I am also, to be frank, uncertain about the "conspiracy" arc. What would happen if there were real-life people out there with superpowers? Probably nothing very good. All credit to JLU for recognizing the potential for mischief in its conception, but I find it sucking out a lot of the fun of the series. It also doesn't excite those few of us who, in general, find conspiracy theories, which combine the worst features of the Psychic Friends Network (fraud) and The Protocols of the Elders of Zion (scapegoating) into one dreary package, to be cheerless things. But it does give the series a dark, electric jolt, and if it leaves a handful of viewers—okay, maybe it's just me—squirming uncomfortably, at least we're awake.

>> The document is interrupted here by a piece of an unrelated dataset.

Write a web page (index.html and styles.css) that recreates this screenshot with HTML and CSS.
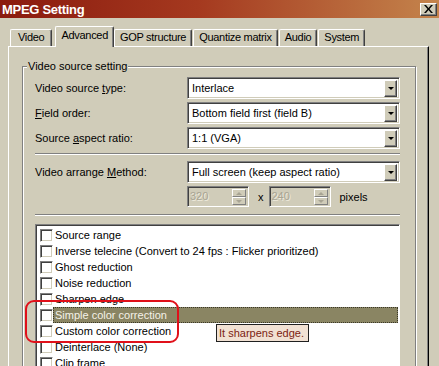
FILE: index.html
```html
<!DOCTYPE html>
<html lang="en">
<head>
    <meta charset="UTF-8">
    <title>MPEG Setting</title>
    <link rel="stylesheet" href="styles.css">
</head>
<body>
    <div class="window">
        <!-- Barra de titulo -->
        <div class="titlebar">
            <span class="title">MPEG Setting</span>
            <span class="close">
                <svg width="9" height="8" viewBox="0 0 9 8"><path d="M0 0h2l2.5 3 2.5-3h2L5.5 4 9 8H7L4.5 5 2 8H0l3.5-4z" fill="#000"/></svg>
            </span>
        </div>

        <div class="content">
            <!-- Pestanas -->
            <div class="tabs">
                <div class="tab">Video</div>
                <div class="tab active">Advanced</div>
                <div class="tab">GOP structure</div>
                <div class="tab">Quantize matrix</div>
                <div class="tab">Audio</div>
                <div class="tab">System</div>
            </div>

            <div class="panel">
                <fieldset class="group">
                    <legend>Video source setting</legend>

                    <div class="row">
                        <label>Video source <u>t</u>ype:</label>
                        <div class="combo"><span class="value">Interlace</span><span class="drop"></span></div>
                    </div>
                    <div class="row">
                        <label><u>F</u>ield order:</label>
                        <div class="combo"><span class="value">Bottom field first (field B)</span><span class="drop"></span></div>
                    </div>
                    <div class="row">
                        <label>Source <u>a</u>spect ratio:</label>
                        <div class="combo"><span class="value">1:1 (VGA)</span><span class="drop"></span></div>
                    </div>

                    <div class="sep"></div>

                    <div class="row">
                        <label>Video arrange <u>M</u>ethod:</label>
                        <div class="combo"><span class="value">Full screen (keep aspect ratio)</span><span class="drop"></span></div>
                    </div>
                    <div class="size-row">
                        <div class="spin"><span class="value">320</span><span class="arrows"><span class="up"></span><span class="down"></span></span></div>
                        <span class="times">x</span>
                        <div class="spin"><span class="value">240</span><span class="arrows"><span class="up"></span><span class="down"></span></span></div>
                        <span class="unit">pixels</span>
                    </div>

                    <div class="sep sep-low"></div>

                    <!-- Lista de filtros -->
                    <div class="list">
                        <div class="item"><span class="check"></span><span class="text">Source range</span></div>
                        <div class="item"><span class="check"></span><span class="text">Inverse telecine (Convert to 24 fps : Flicker prioritized)</span></div>
                        <div class="item"><span class="check"></span><span class="text">Ghost reduction</span></div>
                        <div class="item"><span class="check"></span><span class="text">Noise reduction</span></div>
                        <div class="item"><span class="check"></span><span class="text">Sharpen edge</span></div>
                        <div class="item selected"><span class="check"></span><span class="text">Simple color correction</span></div>
                        <div class="item"><span class="check"></span><span class="text">Custom color correction</span></div>
                        <div class="item"><span class="check"></span><span class="text">Deinterlace (None)</span></div>
                        <div class="item"><span class="check"></span><span class="text">Clip frame</span></div>
                    </div>
                </fieldset>
            </div>
        </div>

        <div class="tooltip">It sharpens edge.</div>
        <div class="mark"></div>
    </div>
</body>
</html>
```

FILE: styles.css
```css
/* Ventana */
body {
    margin: 0;
    background: #d0ccb9;
    font-family: "Liberation Sans", Arial, sans-serif;
    font-size: 11px;
    color: #000;
}

.window {
    position: relative;
    width: 439px;
    height: 366px;
    overflow: hidden;
    background: #d0ccb9;
}

/* Barra de titulo */
.titlebar {
    height: 18px;
    display: flex;
    align-items: center;
    justify-content: space-between;
    padding: 0 2px 0 2px;
    background: linear-gradient(to right, #8a1a0e, #a5391f 45%, #c4844c);
}

.title {
    color: #fff;
    font-weight: bold;
    font-size: 13px;
    letter-spacing: -0.3px;
}

.close {
    width: 15px;
    height: 11px;
    display: flex;
    align-items: center;
    justify-content: center;
    background: #d0ccb9;
    border: 1px solid;
    border-color: #fff #404040 #404040 #fff;
    box-shadow: inset -1px -1px 0 #808080;
}

.content {
    padding: 9px 10px 0 8px;
}

/* Pestanas */
.tabs {
    display: flex;
    align-items: flex-end;
    height: 19px;
    padding-left: 2px;
}

.tab {
    height: 16px;
    line-height: 15px;
    padding: 0 5px;
    margin-right: 1px;
    letter-spacing: -0.3px;
    border: 1px solid;
    border-bottom: none;
    border-color: #fff #404040 #fff #fff;
    box-shadow: inset -1px 0 0 #808080;
    border-radius: 2px 2px 0 0;
}

.tab:first-child {
    padding: 0 7px;
}

.tab.active {
    height: 20px;
    line-height: 16px;
    margin: 0 0 -1px 2px;
    padding: 0 5px;
    position: relative;
    background: #d0ccb9;
    z-index: 1;
}

.panel {
    height: 320px;
    border: 1px solid;
    border-color: #fff #000 #000 #fff;
    box-shadow: inset -1px -1px 0 #808080;
    padding: 13px 12px 0 13px;
}

/* Grupo */
.group {
    margin: 0;
    padding: 4px 15px 0 12px;
    border: 1px solid #808080;
    box-shadow: inset 1px 1px 0 #fff, 1px 1px 0 #fff;
    height: 330px;
}

.group legend {
    padding: 0 1px;
    margin-left: -8px;
    line-height: 13px;
    background: #d0ccb9;
}

.row {
    display: grid;
    grid-template-columns: 152px 1fr;
    align-items: center;
    margin-bottom: 3px;
}

u {
    text-decoration: underline;
    text-underline-offset: 1px;
}

/* Combos */
.combo {
    height: 17px;
    display: flex;
    background: #fff;
    border: 1px solid;
    border-color: #808080 #fff #fff #808080;
    box-shadow: inset 1px 1px 0 #404040, inset -1px -1px 0 #d0ccb9;
    padding: 2px 2px 1px 2px;
}

.combo .value {
    flex: 1;
    line-height: 16px;
    padding-left: 2px;
}

.drop {
    width: 11px;
    background: #d0ccb9;
    border: 1px solid;
    border-color: #fff #404040 #404040 #fff;
    box-shadow: inset -1px -1px 0 #808080;
    display: flex;
    align-items: center;
    justify-content: center;
}

.drop::after {
    content: "";
    border-left: 3px solid transparent;
    border-right: 3px solid transparent;
    border-top: 3px solid #000;
}

.sep {
    height: 0;
    border-top: 1px solid #808080;
    border-bottom: 1px solid #fff;
    margin: 4px 0 6px 0;
}

.sep-low {
    margin: 7px 0 8px 0;
}

/* Tamano */
.size-row {
    display: flex;
    align-items: center;
    margin-left: 152px;
    height: 21px;
}

.spin {
    width: 56px;
    height: 17px;
    display: flex;
    border: 1px solid;
    border-color: #808080 #fff #fff #808080;
    box-shadow: inset 1px 1px 0 #404040;
    padding: 2px 2px 0 2px;
}

.spin .value {
    flex: 1;
    color: #a8a493;
    line-height: 15px;
    text-shadow: 1px 1px 0 #eeeadc;
}

.arrows {
    width: 14px;
    display: flex;
    flex-direction: column;
    margin-bottom: 1px;
}

.arrows span {
    flex: 1;
    display: flex;
    align-items: center;
    justify-content: center;
    border: 1px solid;
    border-color: #fff #808080 #808080 #fff;
}

.arrows .up::after {
    content: "";
    border-left: 3px solid transparent;
    border-right: 3px solid transparent;
    border-bottom: 3px solid #a8a493;
}

.arrows .down::after {
    content: "";
    border-left: 3px solid transparent;
    border-right: 3px solid transparent;
    border-top: 3px solid #a8a493;
}

.times {
    margin: 0 5px 0 9px;
}

.unit {
    margin-left: 9px;
}

/* Lista */
.list {
    height: 150px;
    background: #fff;
    border: 1px solid;
    border-color: #808080 #fff #fff #808080;
    box-shadow: inset 1px 1px 0 #404040;
    padding: 2px 1px 0 2px;
}

.item {
    height: 16px;
    display: flex;
    align-items: center;
    padding-left: 2px;
}

.check {
    width: 11px;
    height: 11px;
    background: #fff;
    border: 1px solid;
    border-color: #808080 #fff #fff #808080;
    box-shadow: inset 1px 1px 0 #404040, inset -1px -1px 0 #d0ccb9;
}

.text {
    flex: 1;
    height: 16px;
    line-height: 16px;
    padding-left: 2px;
    white-space: nowrap;
}

.item.selected .text {
    background: #8a8563;
    color: #f4f2e8;
    outline: 1px dotted #3a3828;
    outline-offset: -1px;
}

/* Tooltip y marca roja */
.tooltip {
    position: absolute;
    left: 216px;
    top: 324px;
    height: 16px;
    line-height: 16px;
    padding: 0 4px 0 2px;
    white-space: nowrap;
    background: #f1e1d3;
    color: #7c1d12;
    border: 1px solid #202020;
}

.mark {
    position: absolute;
    left: 25px;
    top: 300px;
    width: 150px;
    height: 39px;
    border: 2px solid #e0101a;
    border-radius: 9px;
}
```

Overall, though, JLU's cheerful inanity goes a long way toward redeeming even the worst episodes. On Justice League Unlimited: Saving the World (the disc that is the excuse for this review) that primarily means "Hawk and Dove," a silly mix of blammity-blam and yakkity-yak that ostentatiously stomps all over its own professedly pacifist message. Better is "Initiation," the episode that launched JLU with Green Arrow, Supergirl and a giant, nuclear powered robot. The real keeper on the disc, though, is "Kid Stuff," which has four kiddified superheroes battling Mordred. Its combination of pre-teen wish fulfillment, knock-about humor, psychological acuity and mordant self-satire is a winning mix, and it's a striking exemplar of the "producers at play" attitude that permeates the entire series.

Otherwise, there's not much on the disc to recommend it. Extras include "Keepin' Up with the Joneses," a tedious Cartoon Monsoon short that anticipates but in no way approaches The Incredibles; a "Save Gorilla City" game that more experienced players than I might be able to figure out; a pointless set of "Justice League Files"; and a preview for Tom & Jerry Go to Mars. Buy the set only if you're a fan of one or more of the main episodes and cannot bear to wait for a proper season-set release.